Highlights
- Senator Ted Cruz introduces a bill to prevent the Federal Reserve from issuing a CBDC without Congress's approval, citing privacy concerns.
- Opposition to CBDCs extends beyond federal levels, with Florida's Governor proposing a ban, reflecting widespread debate over privacy versus innovation.
- The fate of digital currencies in the U.S. hinges on discussions around technology, privacy, and government control, amidst significant legislative and public interest.
Amidst the growing popularity and adoption of crypto in the U.S., a new legislative effort spearheaded by Texas Senator Ted Cruz seeks to put a brake on the Federal Reserve’s ambitions to introduce a central bank digital currency (CBDC) in the United States. This move highlights the growing concern among some lawmakers about the potential for government overreach and surveillance.

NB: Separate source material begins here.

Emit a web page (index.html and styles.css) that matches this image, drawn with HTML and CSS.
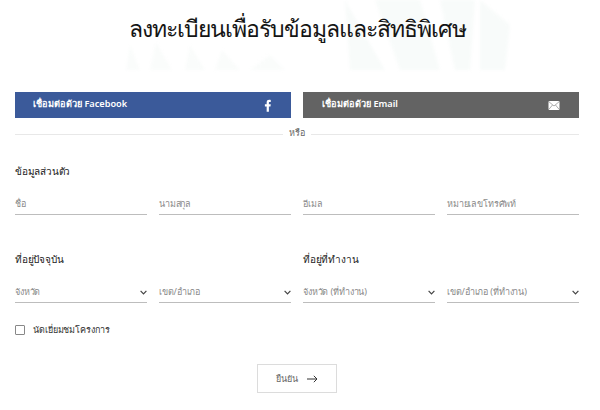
FILE: index.html
```html
<!DOCTYPE html>
<html lang="th">
<head>
<meta charset="utf-8">
<title>ลงทะเบียน</title>
<link rel="stylesheet" href="styles.css">
</head>
<body>
<main class="page">
  <svg class="leaf" width="600" height="72" viewBox="0 0 600 72" aria-hidden="true">
    <path d="M126 70 L130 45 L140 70Z M150 70 L156 42 L172 70Z M185 70 L190 45 L205 70Z M215 70 L222 50 L240 70Z M250 70 L270 55 L285 70Z" fill="#fafcfb"/>
    <path d="M345 0 L385 70 L350 70Z M375 0 L420 0 L440 70 L400 70Z M440 0 L475 0 L470 70 L455 70Z M480 0 L510 25 L505 70 L480 70Z" fill="#f8fbfa"/>
  </svg>
  <h1 class="title">ลงทะเบียนเพื่อรับข้อมูลและสิทธิพิเศษ</h1>

  <div class="connect">
    <a class="connect-btn fb">
      <span>เชื่อมต่อด้วย Facebook</span>
      <svg width="8" height="13" viewBox="0 0 9 14"><path d="M3 14V8H1V5.500H3V3.500C3 1.300 4.200 .5 5.800 .5C6.700 .5 7.300 .6 7.600 .7V3H6.300C5.600 3 5.500 3.300 5.500 3.900V5.500H7.600L7.300 8H5.500V14Z" fill="#fff"/></svg>
    </a>
    <a class="connect-btn mail">
      <span>เชื่อมต่อด้วย Email</span>
      <svg width="12" height="9" viewBox="0 0 11 9"><rect width="11" height="9" rx="1" fill="#fff"/><path d="M.5 .8L5.500 5L10.500 .8M.5 8.200L4 4M10.500 8.200L7 4" fill="none" stroke="#8a8a8a" stroke-width=".7"/></svg>
    </a>
  </div>

  <div class="or"><span>หรือ</span></div>

  <h2 class="heading first">ข้อมูลส่วนตัว</h2>
  <div class="row four">
    <div class="field">ชื่อ</div>
    <div class="field">นามสกุล</div>
    <div class="field">อีเมล</div>
    <div class="field">หมายเลขโทรศัพท์</div>
  </div>

  <div class="row two">
    <h2 class="heading">ที่อยู่ปัจจุบัน</h2>
    <h2 class="heading">ที่อยู่ที่ทำงาน</h2>
  </div>
  <div class="row four">
    <div class="field select">จังหวัด<svg class="chev" width="7" height="5" viewBox="0 0 7 5"><path d="M.6 .8L3.500 3.800L6.400 .8" fill="none" stroke="#444" stroke-width="1.200"/></svg></div>
    <div class="field select">เขต/อำเภอ<svg class="chev" width="7" height="5" viewBox="0 0 7 5"><path d="M.6 .8L3.500 3.800L6.400 .8" fill="none" stroke="#444" stroke-width="1.200"/></svg></div>
    <div class="field select">จังหวัด (ที่ทำงาน)<svg class="chev" width="7" height="5" viewBox="0 0 7 5"><path d="M.6 .8L3.500 3.800L6.400 .8" fill="none" stroke="#444" stroke-width="1.200"/></svg></div>
    <div class="field select">เขต/อำเภอ (ที่ทำงาน)<svg class="chev" width="7" height="5" viewBox="0 0 7 5"><path d="M.6 .8L3.500 3.800L6.400 .8" fill="none" stroke="#444" stroke-width="1.200"/></svg></div>
  </div>

  <label class="visit"><span class="box"></span>นัดเยี่ยมชมโครงการ</label>

  <div class="actions">
    <a class="confirm">ยืนยัน
      <svg width="11" height="8" viewBox="0 0 11 8"><path d="M0 4H10M6.800 .8L10 4L6.800 7.200" fill="none" stroke="#333" stroke-width="1"/></svg>
    </a>
  </div>
</main>
</body>
</html>
```
FILE: styles.css
```css
* { box-sizing: border-box; }
html, body { margin: 0; background: #fff; }
body {
  width: 600px;
  height: 410px;
  overflow: hidden;
  font-family: "Noto Sans", Roboto, "Liberation Sans", sans-serif;
  color: #222;
}
.page { position: relative; padding: 0 21px 0 15px; }
.leaf { position: absolute; left: 0; top: 0; filter: blur(1.500px); }
.title {
  position: relative;
  margin: 0;
  height: 92px;
  padding-top: 12px;
  text-align: center;
  font-size: 23px;
  line-height: 32px;
  font-weight: 500;
  letter-spacing: -1px;
  color: #151515;
}
.connect { display: grid; grid-template-columns: 1fr 1fr; gap: 12px; }
.connect-btn {
  height: 26px;
  display: flex;
  align-items: center;
  justify-content: space-between;
  padding: 0 19px 0 18px;
  color: #fff;
  font-size: 9.200px;
  font-weight: 600;
}
.connect-btn span { padding-bottom: 3px; }
.fb { background: #3b5a9a; }
.mail { background: #636363; padding-left: 19px; }
.or {
  position: relative;
  margin-top: 9px;
  height: 14px;
  display: flex;
  justify-content: center;
  background: linear-gradient(#e8e8e8, #e8e8e8) 0 7px / 100% 1px no-repeat;
}
.or span {
  background: #fff;
  padding: 0 6px;
  font-size: 9px;
  line-height: 12px;
  color: #666;
}
.heading {
  margin: 0;
  font-size: 10px;
  line-height: 16px;
  font-weight: 500;
  letter-spacing: -0.2px;
  color: #222;
}
.heading.first { margin-top: 22px; }
.row { display: grid; gap: 12px; }
.four { grid-template-columns: repeat(4, 1fr); margin-top: 14px; }
.two { grid-template-columns: 1fr 1fr; margin-top: 36px; }
.two + .four { margin-top: 14px; }
.field {
  height: 22px;
  padding-top: 1px;
  display: flex;
  align-items: center;
  justify-content: space-between;
  border-bottom: 1px solid #bdbdbd;
  font-size: 9px;
  letter-spacing: -0.15px;
  color: #8a8a8a;
}
.chev { flex: none; margin-right: 0; }
.visit {
  margin-top: 20px;
  display: flex;
  align-items: center;
  gap: 8px;
  font-size: 9px;
  letter-spacing: -0.1px;
  font-weight: 500;
  color: #333;
}
.box {
  width: 10px;
  height: 10px;
  border: 1px solid #888;
  border-radius: 1px;
}
.actions { display: flex; justify-content: center; margin-top: 27px; }
.confirm {
  width: 80px;
  height: 29px;
  display: flex;
  align-items: center;
  justify-content: center;
  gap: 9px;
  border: 1px solid #dcdcdc;
  font-size: 9px;
  color: #666;
}
```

Opposition to CBDC Gains Momentum
Senator Ted Cruz, alongside several Senate colleagues, is taking significant steps. They are introducing a bill to prevent the Federal Reserve from issuing a CBDC without Congress’s direct approval. Named the CBDC Anti-Surveillance State Act, this bill showcases the growing worry among conservative lawmakers.
The group fears that the federal government might use a CBDC to watch over Americans’ financial activities and potentially limit access to their funds. The opposition believes that while a digital currency could improve payment systems’ accessibility and cost-effectiveness, it also poses risks to personal privacy and freedom.
Bipartisan Concerns and State Actions
Concerns about CBDCs are not just at the federal level. In Florida, Governor Ron DeSantis has expressed similar worries. He’s proposed legislation to ban government-regulated digital currencies in the state. This state-level opposition reflects a nationwide debate. It’s about finding the right balance between payment system innovation and protecting individual rights.
Countries like Singapore, Cambodia, and others are either exploring CBDCs. Meanwhile, countries like China have already launched their own CBDC. However, the reaction in the United States is mixed. Supporters point to efficiency and inclusivity benefits, while critics highlight the potential for surveillance and loss of privacy.
The Road Ahead For CBDC
The debate on CBDCs is evolving. The success of the bill and the future of digital currencies in the U.S. hinge on a wider discussion about technology, privacy, and government oversight. Already, 97 Republican members of Congress support a similar measure in the House. This shows that the issue will likely become a major point of debate. Advocacy groups and industry associations are taking sides, showing the high stakes of this legislative push.
The introduction of the CBDC Anti-Surveillance State Act by Senator Cruz and his colleagues is a pivotal moment in the debate over digital currencies. Digital innovation is rapidly changing the financial landscape. The challenge lies in ensuring that these advancements boost, rather than compromise, personal freedoms and privacy.
The next few months will be critical in deciding if the U.S. will move forward with a CBDC. Or, if concerns about surveillance and government control lead to a more cautious stance.